Latinos play a vital role in the agriculture industry, from starting movements to advocate for the better treatment of migrant farmworkers to harvesting the produce you see at your local supermarket. As an under-represented community, they’ve face hardships within agriculture but continue to march forward and take pride in their work.

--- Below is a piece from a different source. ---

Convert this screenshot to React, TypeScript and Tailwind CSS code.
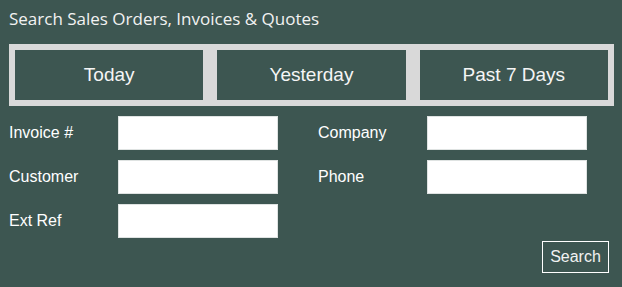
export default function App() {
  const left = ["Invoice #", "Customer", "Ext Ref"];
  const right = ["Company", "Phone"];

  return (
    <div className="w-[622px] h-[287px] bg-[#3d5651] text-white overflow-hidden">
      {/* Title */}
      <h1 className="pl-[9px] pt-[6px] h-[44px] text-[17px] leading-[26px] font-normal text-[#f2f2f2] [font-family:'Open_Sans',sans-serif]">
        Search Sales Orders, Invoices &amp; Quotes
      </h1>

      {/* Quick date range */}
      <div className="ml-[9px] w-[605px] h-[62px] bg-[#d9d9d9] p-[6px] flex gap-[14px]">
        {["Today", "Yesterday", "Past 7 Days"].map((label) => (
          <button
            key={label}
            className="flex-1 bg-[#3d5651] text-[19px] text-[#f5f5f5] [font-family:'Liberation_Sans',Arial,sans-serif]"
          >
            {label}
          </button>
        ))}
      </div>

      {/* Fields */}
      <div className="mt-[10px] pl-[9px] flex gap-[40px] text-[16px] [font-family:'Liberation_Sans',Arial,sans-serif]">
        <div className="flex flex-col gap-[10px]">
          {left.map((label) => (
            <label key={label} className="flex items-center h-[34px]">
              <span className="w-[109px]">{label}</span>
              <input className="w-[160px] h-[34px] bg-white border border-[#dfe3e2] outline-none text-black px-2" />
            </label>
          ))}
        </div>
        <div className="flex flex-col gap-[10px]">
          {right.map((label) => (
            <label key={label} className="flex items-center h-[34px]">
              <span className="w-[109px]">{label}</span>
              <input className="w-[160px] h-[34px] bg-white border border-[#dfe3e2] outline-none text-black px-2" />
            </label>
          ))}
        </div>
      </div>

      <div className="flex justify-end pr-[13px] mt-[3px]">
        <button className="w-[67px] h-[32px] border border-white text-[16px] text-[#f2f2f2] [font-family:'Liberation_Sans',Arial,sans-serif]">
          Search
        </button>
      </div>
    </div>
  );
}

Latinos have made many contributions to the agriculture industry, keep reading to learn about their impact!
- Former U.S. Representative Eligio de la Garza II nurtured positive trade relationships between the United States and Mexico and made contributions to the establishment of the North American Free Trade Agreement.
- The nonprofit organization Adelante Mujeres provides training to Latino farmers and gardeners to help them sustainably grow to produce and market their products.
- Hispanic-operated farms sold $21.8 billion in agricultural products in 2017, with 59 percent ($12.8 billion) in crop sales and 41 percent ($9.0 billion) in sales of livestock and livestock products. -2017 Census
- Cesar Chavez was an American labor leader and activist who led nonviolent strikes and boycotts to bring change and protection for farmworkers.
- Dolores Huerta was a civil rights activist who, alongside Cesar Chavez founded the National Farmworkers Association which later became the United Farm Workers.
- According to the 2017 Census, there are 11,699 Hispanic-operated farms specializing in fruit, tree nut, and berry production.
- Latino-owned farms accounted for 5.6 percent of total U.S. agriculture sales in 2017.
- Texas has the most Hispanic producers than any other state.
- There are 112,451 Hispanic producers in the United States.
- Hispanic Farm owners increased by 21 percent between 2007 and 2012.
- Hispanics own 32 million acres of farmland in the United States.
- According to the U.S. Department of Agriculture (USDA), Latinos are the second largest ethnic group of farm operators in the United States.